# Data provided

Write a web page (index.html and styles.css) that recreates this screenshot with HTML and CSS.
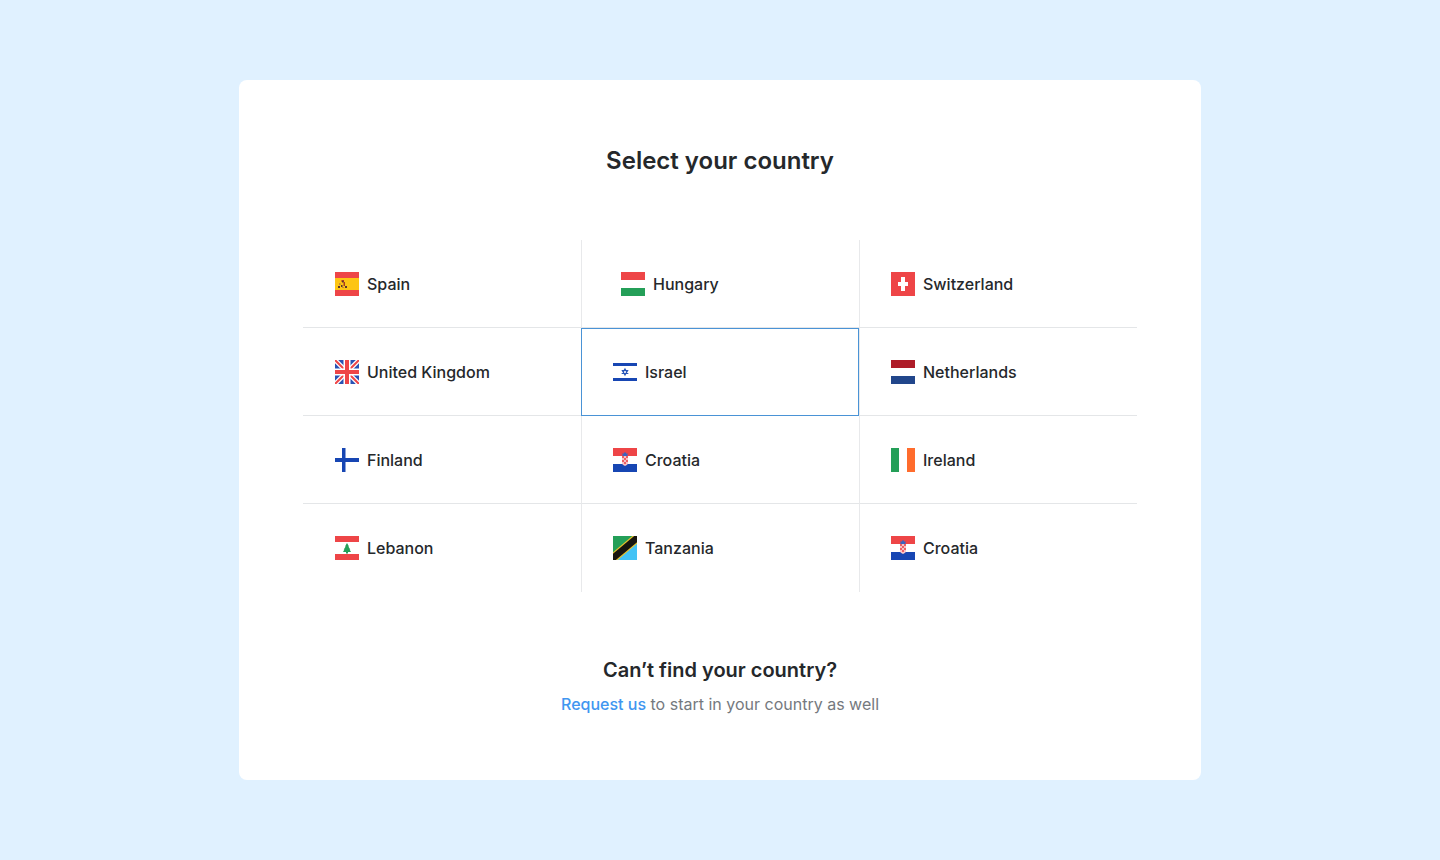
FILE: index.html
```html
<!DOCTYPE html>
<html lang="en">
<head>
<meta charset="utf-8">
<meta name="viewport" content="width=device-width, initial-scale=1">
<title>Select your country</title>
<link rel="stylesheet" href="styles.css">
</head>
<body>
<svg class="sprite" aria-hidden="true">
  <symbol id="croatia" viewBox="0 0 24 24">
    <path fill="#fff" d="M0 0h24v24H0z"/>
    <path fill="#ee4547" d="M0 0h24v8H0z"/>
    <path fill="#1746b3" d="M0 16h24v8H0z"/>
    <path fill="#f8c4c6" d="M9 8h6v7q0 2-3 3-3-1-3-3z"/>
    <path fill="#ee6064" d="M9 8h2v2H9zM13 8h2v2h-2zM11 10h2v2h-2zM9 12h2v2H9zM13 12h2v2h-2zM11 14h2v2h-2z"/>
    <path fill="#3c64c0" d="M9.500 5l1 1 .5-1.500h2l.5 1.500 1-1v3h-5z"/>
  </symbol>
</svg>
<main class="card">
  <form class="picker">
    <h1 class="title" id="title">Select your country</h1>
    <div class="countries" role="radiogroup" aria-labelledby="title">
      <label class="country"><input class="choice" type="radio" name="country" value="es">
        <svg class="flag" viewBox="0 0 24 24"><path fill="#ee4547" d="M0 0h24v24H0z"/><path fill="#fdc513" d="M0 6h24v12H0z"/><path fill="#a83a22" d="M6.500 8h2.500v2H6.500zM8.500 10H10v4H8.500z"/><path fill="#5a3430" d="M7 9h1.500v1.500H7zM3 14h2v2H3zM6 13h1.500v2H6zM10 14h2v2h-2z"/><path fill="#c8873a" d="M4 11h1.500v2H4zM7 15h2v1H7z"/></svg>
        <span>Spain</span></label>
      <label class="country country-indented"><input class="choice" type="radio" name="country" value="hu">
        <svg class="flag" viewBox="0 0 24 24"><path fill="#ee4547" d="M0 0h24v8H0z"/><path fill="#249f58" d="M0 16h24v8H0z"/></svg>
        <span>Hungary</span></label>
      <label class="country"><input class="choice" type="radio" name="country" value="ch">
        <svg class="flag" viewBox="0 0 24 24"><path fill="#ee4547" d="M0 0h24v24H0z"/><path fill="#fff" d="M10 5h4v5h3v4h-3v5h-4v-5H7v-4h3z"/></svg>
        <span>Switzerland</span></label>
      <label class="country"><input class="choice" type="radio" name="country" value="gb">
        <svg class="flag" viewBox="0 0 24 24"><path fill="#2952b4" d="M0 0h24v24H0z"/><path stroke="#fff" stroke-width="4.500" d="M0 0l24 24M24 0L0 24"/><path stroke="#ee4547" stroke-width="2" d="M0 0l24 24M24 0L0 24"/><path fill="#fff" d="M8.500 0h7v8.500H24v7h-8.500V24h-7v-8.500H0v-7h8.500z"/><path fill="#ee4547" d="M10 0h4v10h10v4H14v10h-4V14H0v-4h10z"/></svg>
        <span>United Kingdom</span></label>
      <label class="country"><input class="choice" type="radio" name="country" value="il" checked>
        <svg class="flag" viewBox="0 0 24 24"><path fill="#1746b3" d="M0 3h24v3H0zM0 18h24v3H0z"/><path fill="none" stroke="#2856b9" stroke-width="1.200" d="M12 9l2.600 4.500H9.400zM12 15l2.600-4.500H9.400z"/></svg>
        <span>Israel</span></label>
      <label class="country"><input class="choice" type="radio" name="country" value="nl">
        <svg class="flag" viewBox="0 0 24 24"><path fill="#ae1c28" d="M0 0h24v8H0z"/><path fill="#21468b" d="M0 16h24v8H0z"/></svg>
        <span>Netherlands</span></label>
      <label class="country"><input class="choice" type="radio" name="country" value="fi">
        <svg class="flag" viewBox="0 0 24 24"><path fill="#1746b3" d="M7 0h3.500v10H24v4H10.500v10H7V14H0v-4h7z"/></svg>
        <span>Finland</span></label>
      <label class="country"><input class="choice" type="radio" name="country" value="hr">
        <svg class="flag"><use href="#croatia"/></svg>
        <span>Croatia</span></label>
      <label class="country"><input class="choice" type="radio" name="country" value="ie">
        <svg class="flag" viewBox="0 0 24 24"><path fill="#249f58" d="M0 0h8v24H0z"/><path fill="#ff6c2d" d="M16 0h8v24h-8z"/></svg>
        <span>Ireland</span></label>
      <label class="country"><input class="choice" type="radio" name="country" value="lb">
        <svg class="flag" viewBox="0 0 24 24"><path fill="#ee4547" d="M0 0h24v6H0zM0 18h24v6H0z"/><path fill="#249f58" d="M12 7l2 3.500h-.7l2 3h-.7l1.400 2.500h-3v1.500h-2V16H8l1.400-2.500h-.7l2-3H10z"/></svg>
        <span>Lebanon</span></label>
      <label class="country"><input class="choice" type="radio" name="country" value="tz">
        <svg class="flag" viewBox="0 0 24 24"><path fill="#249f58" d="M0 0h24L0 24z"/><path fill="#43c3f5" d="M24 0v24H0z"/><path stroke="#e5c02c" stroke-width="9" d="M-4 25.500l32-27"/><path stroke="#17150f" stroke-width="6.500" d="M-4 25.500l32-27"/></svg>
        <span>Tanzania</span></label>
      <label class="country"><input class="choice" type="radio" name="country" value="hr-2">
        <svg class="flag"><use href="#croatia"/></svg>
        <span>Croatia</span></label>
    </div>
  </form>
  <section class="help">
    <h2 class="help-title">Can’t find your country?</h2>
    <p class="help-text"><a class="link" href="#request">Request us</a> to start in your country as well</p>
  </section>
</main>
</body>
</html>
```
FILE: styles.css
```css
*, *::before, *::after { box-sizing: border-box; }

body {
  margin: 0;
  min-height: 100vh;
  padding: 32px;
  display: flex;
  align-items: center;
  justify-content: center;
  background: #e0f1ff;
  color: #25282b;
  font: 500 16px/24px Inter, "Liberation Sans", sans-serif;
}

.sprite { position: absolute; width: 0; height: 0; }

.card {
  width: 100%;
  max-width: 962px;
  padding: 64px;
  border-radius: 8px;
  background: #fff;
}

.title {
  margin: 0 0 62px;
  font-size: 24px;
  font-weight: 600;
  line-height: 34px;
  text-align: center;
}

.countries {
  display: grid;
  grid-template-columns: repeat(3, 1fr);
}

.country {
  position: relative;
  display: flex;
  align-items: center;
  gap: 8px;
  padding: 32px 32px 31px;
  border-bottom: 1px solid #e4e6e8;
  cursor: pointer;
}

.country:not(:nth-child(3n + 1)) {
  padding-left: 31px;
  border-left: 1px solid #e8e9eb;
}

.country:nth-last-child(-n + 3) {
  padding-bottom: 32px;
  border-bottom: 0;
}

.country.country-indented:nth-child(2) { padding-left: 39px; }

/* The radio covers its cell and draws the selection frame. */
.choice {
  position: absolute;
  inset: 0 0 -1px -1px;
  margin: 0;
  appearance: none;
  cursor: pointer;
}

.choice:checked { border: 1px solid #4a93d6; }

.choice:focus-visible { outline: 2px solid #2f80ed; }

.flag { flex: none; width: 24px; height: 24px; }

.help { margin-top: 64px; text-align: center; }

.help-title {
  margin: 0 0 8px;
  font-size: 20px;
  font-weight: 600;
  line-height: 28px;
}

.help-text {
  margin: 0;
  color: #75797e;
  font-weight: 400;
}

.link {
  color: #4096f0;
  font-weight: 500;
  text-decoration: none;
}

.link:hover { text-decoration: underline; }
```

# Your instructions
Omitting all images, print the listing exactly.

# Correct response
Write a web page (index.html and styles.css) that recreates this screenshot with HTML and CSS.
FILE: index.html
```html
<!DOCTYPE html>
<html lang="en">
<head>
<meta charset="utf-8">
<meta name="viewport" content="width=device-width, initial-scale=1">
<title>Select your country</title>
<link rel="stylesheet" href="styles.css">
</head>
<body>
<svg class="sprite" aria-hidden="true">
  <symbol id="croatia" viewBox="0 0 24 24">
    <path fill="#fff" d="M0 0h24v24H0z"/>
    <path fill="#ee4547" d="M0 0h24v8H0z"/>
    <path fill="#1746b3" d="M0 16h24v8H0z"/>
    <path fill="#f8c4c6" d="M9 8h6v7q0 2-3 3-3-1-3-3z"/>
    <path fill="#ee6064" d="M9 8h2v2H9zM13 8h2v2h-2zM11 10h2v2h-2zM9 12h2v2H9zM13 12h2v2h-2zM11 14h2v2h-2z"/>
    <path fill="#3c64c0" d="M9.500 5l1 1 .5-1.500h2l.5 1.500 1-1v3h-5z"/>
  </symbol>
</svg>
<main class="card">
  <form class="picker">
    <h1 class="title" id="title">Select your country</h1>
    <div class="countries" role="radiogroup" aria-labelledby="title">
      <label class="country"><input class="choice" type="radio" name="country" value="es">
        <svg class="flag" viewBox="0 0 24 24"><path fill="#ee4547" d="M0 0h24v24H0z"/><path fill="#fdc513" d="M0 6h24v12H0z"/><path fill="#a83a22" d="M6.500 8h2.500v2H6.500zM8.500 10H10v4H8.500z"/><path fill="#5a3430" d="M7 9h1.500v1.500H7zM3 14h2v2H3zM6 13h1.500v2H6zM10 14h2v2h-2z"/><path fill="#c8873a" d="M4 11h1.500v2H4zM7 15h2v1H7z"/></svg>
        <span>Spain</span></label>
      <label class="country country-indented"><input class="choice" type="radio" name="country" value="hu">
        <svg class="flag" viewBox="0 0 24 24"><path fill="#ee4547" d="M0 0h24v8H0z"/><path fill="#249f58" d="M0 16h24v8H0z"/></svg>
        <span>Hungary</span></label>
      <label class="country"><input class="choice" type="radio" name="country" value="ch">
        <svg class="flag" viewBox="0 0 24 24"><path fill="#ee4547" d="M0 0h24v24H0z"/><path fill="#fff" d="M10 5h4v5h3v4h-3v5h-4v-5H7v-4h3z"/></svg>
        <span>Switzerland</span></label>
      <label class="country"><input class="choice" type="radio" name="country" value="gb">
        <svg class="flag" viewBox="0 0 24 24"><path fill="#2952b4" d="M0 0h24v24H0z"/><path stroke="#fff" stroke-width="4.500" d="M0 0l24 24M24 0L0 24"/><path stroke="#ee4547" stroke-width="2" d="M0 0l24 24M24 0L0 24"/><path fill="#fff" d="M8.500 0h7v8.500H24v7h-8.500V24h-7v-8.500H0v-7h8.500z"/><path fill="#ee4547" d="M10 0h4v10h10v4H14v10h-4V14H0v-4h10z"/></svg>
        <span>United Kingdom</span></label>
      <label class="country"><input class="choice" type="radio" name="country" value="il" checked>
        <svg class="flag" viewBox="0 0 24 24"><path fill="#1746b3" d="M0 3h24v3H0zM0 18h24v3H0z"/><path fill="none" stroke="#2856b9" stroke-width="1.200" d="M12 9l2.600 4.500H9.400zM12 15l2.600-4.500H9.400z"/></svg>
        <span>Israel</span></label>
      <label class="country"><input class="choice" type="radio" name="country" value="nl">
        <svg class="flag" viewBox="0 0 24 24"><path fill="#ae1c28" d="M0 0h24v8H0z"/><path fill="#21468b" d="M0 16h24v8H0z"/></svg>
        <span>Netherlands</span></label>
      <label class="country"><input class="choice" type="radio" name="country" value="fi">
        <svg class="flag" viewBox="0 0 24 24"><path fill="#1746b3" d="M7 0h3.500v10H24v4H10.500v10H7V14H0v-4h7z"/></svg>
        <span>Finland</span></label>
      <label class="country"><input class="choice" type="radio" name="country" value="hr">
        <svg class="flag"><use href="#croatia"/></svg>
        <span>Croatia</span></label>
      <label class="country"><input class="choice" type="radio" name="country" value="ie">
        <svg class="flag" viewBox="0 0 24 24"><path fill="#249f58" d="M0 0h8v24H0z"/><path fill="#ff6c2d" d="M16 0h8v24h-8z"/></svg>
        <span>Ireland</span></label>
      <label class="country"><input class="choice" type="radio" name="country" value="lb">
        <svg class="flag" viewBox="0 0 24 24"><path fill="#ee4547" d="M0 0h24v6H0zM0 18h24v6H0z"/><path fill="#249f58" d="M12 7l2 3.500h-.7l2 3h-.7l1.400 2.500h-3v1.500h-2V16H8l1.400-2.500h-.7l2-3H10z"/></svg>
        <span>Lebanon</span></label>
      <label class="country"><input class="choice" type="radio" name="country" value="tz">
        <svg class="flag" viewBox="0 0 24 24"><path fill="#249f58" d="M0 0h24L0 24z"/><path fill="#43c3f5" d="M24 0v24H0z"/><path stroke="#e5c02c" stroke-width="9" d="M-4 25.500l32-27"/><path stroke="#17150f" stroke-width="6.500" d="M-4 25.500l32-27"/></svg>
        <span>Tanzania</span></label>
      <label class="country"><input class="choice" type="radio" name="country" value="hr-2">
        <svg class="flag"><use href="#croatia"/></svg>
        <span>Croatia</span></label>
    </div>
  </form>
  <section class="help">
    <h2 class="help-title">Can’t find your country?</h2>
    <p class="help-text"><a class="link" href="#request">Request us</a> to start in your country as well</p>
  </section>
</main>
</body>
</html>
```
FILE: styles.css
```css
*, *::before, *::after { box-sizing: border-box; }

body {
  margin: 0;
  min-height: 100vh;
  padding: 32px;
  display: flex;
  align-items: center;
  justify-content: center;
  background: #e0f1ff;
  color: #25282b;
  font: 500 16px/24px Inter, "Liberation Sans", sans-serif;
}

.sprite { position: absolute; width: 0; height: 0; }

.card {
  width: 100%;
  max-width: 962px;
  padding: 64px;
  border-radius: 8px;
  background: #fff;
}

.title {
  margin: 0 0 62px;
  font-size: 24px;
  font-weight: 600;
  line-height: 34px;
  text-align: center;
}

.countries {
  display: grid;
  grid-template-columns: repeat(3, 1fr);
}

.country {
  position: relative;
  display: flex;
  align-items: center;
  gap: 8px;
  padding: 32px 32px 31px;
  border-bottom: 1px solid #e4e6e8;
  cursor: pointer;
}

.country:not(:nth-child(3n + 1)) {
  padding-left: 31px;
  border-left: 1px solid #e8e9eb;
}

.country:nth-last-child(-n + 3) {
  padding-bottom: 32px;
  border-bottom: 0;
}

.country.country-indented:nth-child(2) { padding-left: 39px; }

/* The radio covers its cell and draws the selection frame. */
.choice {
  position: absolute;
  inset: 0 0 -1px -1px;
  margin: 0;
  appearance: none;
  cursor: pointer;
}

.choice:checked { border: 1px solid #4a93d6; }

.choice:focus-visible { outline: 2px solid #2f80ed; }

.flag { flex: none; width: 24px; height: 24px; }

.help { margin-top: 64px; text-align: center; }

.help-title {
  margin: 0 0 8px;
  font-size: 20px;
  font-weight: 600;
  line-height: 28px;
}

.help-text {
  margin: 0;
  color: #75797e;
  font-weight: 400;
}

.link {
  color: #4096f0;
  font-weight: 500;
  text-decoration: none;
}

.link:hover { text-decoration: underline; }
```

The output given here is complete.